The only thing this language achieves (and maybe it is also the goal), is to create enough panic so that women themselves police and restrict their own mobility and whereabouts, and keep themselves away from public spaces whenever possible.
2. Make Public Spaces (Not Women) Safe
Women in most South Asian cities do not have unconditional access to public space. In ‘Why Loiter: Women and Risk on Mumbai Streets’, authors Shilpa Phadke, Sameera Khan and Shilpa Ranade point out that even in Mumbai, purportedly India’s ‘safest’ city, women “feel compelled to demonstrate at any given time that they have legitimate reason to be where they are.” That they have to “strategise, consciously or unconsciously, to negotiate public space.” And so, the authors suggest making public spaces safe and accessible rather than keeping women safe, the latter always a metaphor for control.
This could be through a combination of better public transport, street lights, helplines that actually work, law enforcement that actually shows up, and does not obsess over why someone was out late and what she/they were wearing. This was also one of the key recommendations of the Justice Verma Committee Report in 2013—made a year after the Delhi gang-rape and murder—which proposed street lighting on all roads, 24-hour public transport, an increase in the number of police booths and kiosks, and gender-sensitive policing. However, six years later, we are back to asking women to avoid dimly lit and sparsely inhabited areas.
3. Lose The Language Of ‘Protection’
There is a difference between ensuring women’s safety and the language of ‘protection’. This language of protection is not restricted to only paternalistic ‘Beti Bachao’ schemes, advisories and recommendations, but permeates our everyday vocabulary. It is the language families use to justify monitoring women, to urge daughters, wives and sisters to get back home at a ‘reasonable’ hour from the ‘dangerous outside’. It speaks through a vocabulary of care but its sexism and misogyny are barely concealed.

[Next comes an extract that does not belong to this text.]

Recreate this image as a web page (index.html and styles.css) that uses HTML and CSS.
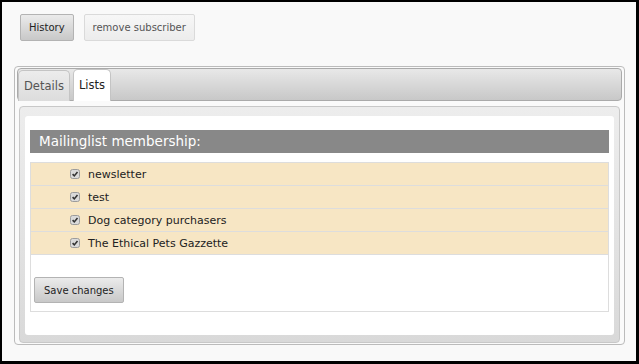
FILE: index.html
```html
<!DOCTYPE html>
<html lang="en">
<head>
    <meta charset="UTF-8">
    <title>Subscriber - Lists</title>
    <link rel="stylesheet" href="styles.css">
</head>
<body>
    <div class="toolbar">
        <button class="btn">History</button>
        <button class="btn btn-light">remove subscriber</button>
    </div>

    <div class="tabs">
        <ul class="tab-nav">
            <li class="tab">Details</li>
            <li class="tab active">Lists</li>
        </ul>

        <div class="tab-panel">
            <div class="panel-body">
                <div class="section-title">Mailinglist membership:</div>
                <div class="list-box">
                    <label class="list-row">
                        <svg class="check" width="10" height="10" viewBox="0 0 10 10"><rect x="0.5" y="0.5" width="9" height="9" rx="2"/><path d="M2.6 5.1 L4.3 6.9 L7.5 3.1"/></svg>
                        newsletter
                    </label>
                    <label class="list-row">
                        <svg class="check" width="10" height="10" viewBox="0 0 10 10"><rect x="0.5" y="0.5" width="9" height="9" rx="2"/><path d="M2.6 5.1 L4.3 6.9 L7.5 3.1"/></svg>
                        test
                    </label>
                    <label class="list-row">
                        <svg class="check" width="10" height="10" viewBox="0 0 10 10"><rect x="0.5" y="0.5" width="9" height="9" rx="2"/><path d="M2.6 5.1 L4.3 6.9 L7.5 3.1"/></svg>
                        Dog category purchasers
                    </label>
                    <label class="list-row">
                        <svg class="check" width="10" height="10" viewBox="0 0 10 10"><rect x="0.5" y="0.5" width="9" height="9" rx="2"/><path d="M2.6 5.1 L4.3 6.9 L7.5 3.1"/></svg>
                        The Ethical Pets Gazzette
                    </label>
                    <div class="form-actions">
                        <button class="btn btn-save">Save changes</button>
                    </div>
                </div>
            </div>
        </div>
    </div>
</body>
</html>
```

FILE: styles.css
```css
/* Page frame */
html {
    background-color: #000;
    height: 100%;
}

body {
    font-family: "DejaVu Sans", Verdana, sans-serif;
    margin: 2px 3px 3px 2px;
    height: 359px;
    box-sizing: border-box;
    padding: 12px 11px 16px 12px;
    background-color: #f9f9f9;
    color: #222;
    display: flex;
    flex-direction: column;
}

/* Buttons */
.toolbar {
    display: flex;
    gap: 10px;
    padding-left: 6px;
    margin-bottom: 25px;
}

.btn {
    font-family: inherit;
    font-size: 10px;
    height: 27px;
    padding: 0 8px;
    border: 1px solid #b3b3b3;
    border-radius: 2px;
    background: linear-gradient(#ebebeb, #c8c8c8);
    color: #222;
    cursor: pointer;
}

.btn-light {
    border-color: #dadada;
    background: linear-gradient(#f7f7f7, #ececec);
    color: #555;
}

.btn-save {
    height: 26px;
    padding: 0 9px;
}

/* Tabs */
.tabs {
    flex: 1;
    display: flex;
    flex-direction: column;
    border: 1px solid #bbb;
    border-radius: 4px;
    padding: 1px 2px 1px 2px;
    background-color: #fafafa;
}

.tab-nav {
    list-style: none;
    margin: 0;
    padding: 0;
    height: 31px;
    display: flex;
    align-items: flex-end;
    gap: 3px;
    border: 1px solid #aaa;
    border-radius: 4px;
    background: linear-gradient(#e8e8e8, #c8c8c8);
}

.tab {
    height: 30px;
    line-height: 30px;
    padding: 0 5px;
    margin-bottom: -1px;
    font-size: 11.5px;
    color: #555;
    border: 1px solid #c4c4c4;
    border-bottom: none;
    border-radius: 5px 5px 0 0;
    background: linear-gradient(#ececec, #dcdcdc);
}

.tab.active {
    background: #fff;
    color: #222;
    height: 31px;
    border-color: #c4c4c4;
}

.tab-panel {
    flex: 1;
    display: flex;
    margin: 5px 2px 0 2px;
    padding: 9px 5px 7px 5px;
    border: 1px solid #c8c8c8;
    border-radius: 4px;
    background: linear-gradient(#ededed, #d9d9d9);
}

.panel-body {
    flex: 1;
    background-color: #fff;
    border-radius: 3px;
    padding: 14px 5px 0 5px;
}

/* Mailing list section */
.section-title {
    height: 23px;
    line-height: 23px;
    padding-left: 9px;
    margin-bottom: 9px;
    background-color: #888;
    color: #fff;
    font-size: 13.5px;
}

.list-box {
    border: 1px solid #ddd;
}

.list-row {
    display: flex;
    align-items: center;
    height: 22px;
    padding-left: 39px;
    border-bottom: 1px solid #ddd;
    background-color: #f7e6c4;
    font-size: 11px;
    color: #222;
}

.check {
    margin-right: 8px;
    flex-shrink: 0;
}

.check rect {
    fill: #dadada;
    stroke: #9c9c9c;
}

.check path {
    fill: none;
    stroke: #333;
    stroke-width: 1.6;
}

.form-actions {
    padding: 22px 0 8px 3px;
}
```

It becomes an easy excuse to scrutinise everything from a woman’s clothing to her sexual choices. It reinforces women’s bodies as the markers of family honour. It stereotypes women as eternal victims whose bodies and movements are then caught in a vicious circle of protection, surveillance and control.
There is a difference between ensuring safety and the language of ‘protection’. This language of protection is not restricted to only paternalistic ‘Beti Bachao’ schemes, advisories and recommendations, but permeates our everyday vocabulary.
4. Think About Intersectionality
Conversations on women in public spaces assume a neutral woman without considering how gender intersects with class, caste, sexuality, age, (dis)ability to produce particular exclusions or compulsions. The ability to call a friend, hail a cab, run from a helpless situation, remove oneself from dimly lit or less crowded areas is not available to all even if our policies pretend otherwise. Implicitly, the subject of public safety is the upper/middle-class, upper caste, able-bodied, cisgender, heterosexual, Hindu woman.
To an extent, the Delhi government’s move to make public transport free for women who cannot afford to pay is the starting point of an intersectional policy that makes public space more accessible. In contrast, the recently passed Transgender Persons (Protection of Rights) Bill, 2019—which awards six months to two years imprisonment for sexual offences against Trans people versus up to seven years in the case of cisgender women—is a reminder that, even within the legal mechanism, safety has a hierarchy in which some groups are prioritised over others.
Also read: How Could The Media Have Done Better In Covering The Hyderabad Rape-Murder? | #GBVinMedia
5. Don’t Affirm Safety Through ‘Respectability’
The allusion to dimly-lit and deserted areas is also a veiled reminder that there exists a good woman-bad woman dichotomy in conversations on public safety. Safety can only be claimed by ‘good’, ‘respectable’ women who do not deliberately hang around in such spaces, but only happen to pass by.
The authors of ‘Why Loiter’ make an interesting observation on this dichotomy. In their discussion of Maharashtra’s 2005 ban on dance bars, they show how public space, safety and protection are articulated differently for ‘women in bars’ and ‘bar women’. Bar women made public space unsafe and therefore had to be banned in the interest of ‘women in bars’ who were passing by, whose privilege (or respectability) enabled legitimate claims to safety.
6. Don’t Justify Mobocratic Violence
During discussions of the rape and murder of the veterinarian in the Rajya Sabha, Member of Parliament Jaya Bachchan unreservedly advocated lynching as a form of justice in ‘extreme’ cases of sexual violence. Earlier, the hashtag #NoMercyForRapists picked up on India Twitter with posts describing in minute and violent detail how the accused in the case should be treated. At the time of writing this, all four accused were reportedly killed in a police encounter.
There is not enough space here to go into a discussion on the fallacies of retributive justice, but suffice to say that the myth of violent punishment as a deterrence to violent crimes has long been debunked. And yet, it keeps coming back. It is easy to pretend that by subjecting perpetrators to violent forms of state-sponsored retributive justice, we will have somehow put an end to a deep-rooted sexist culture. It is harder to acknowledge that the routinised, normalised, ‘boys will be boys’ garden-variety sexism is the starting point of sexual violence. No doubt, those who rape and murder ought to be punished, but advocating the death penalty and lynching is facetiousness cloaked in righteous anger. It buries the discussion even before it has started.
Also read: Jaya Bachchan And Her Sensationalist Outrage Isn’t Helpful
Sexual violence and assault are about much more than a matter of women’s safety in public spaces. This is just one of a series of overlapping structural issues that we need to simultaneously address. But even this one conversation will have no meaning unless we get past a vocabulary that first normalises everyday sexism, then asks women to keep themselves safe, then handpicks who deserves to be safe, and when the veneer of women’s safety is predictably shattered, advocates death penalty and lynching as a solution.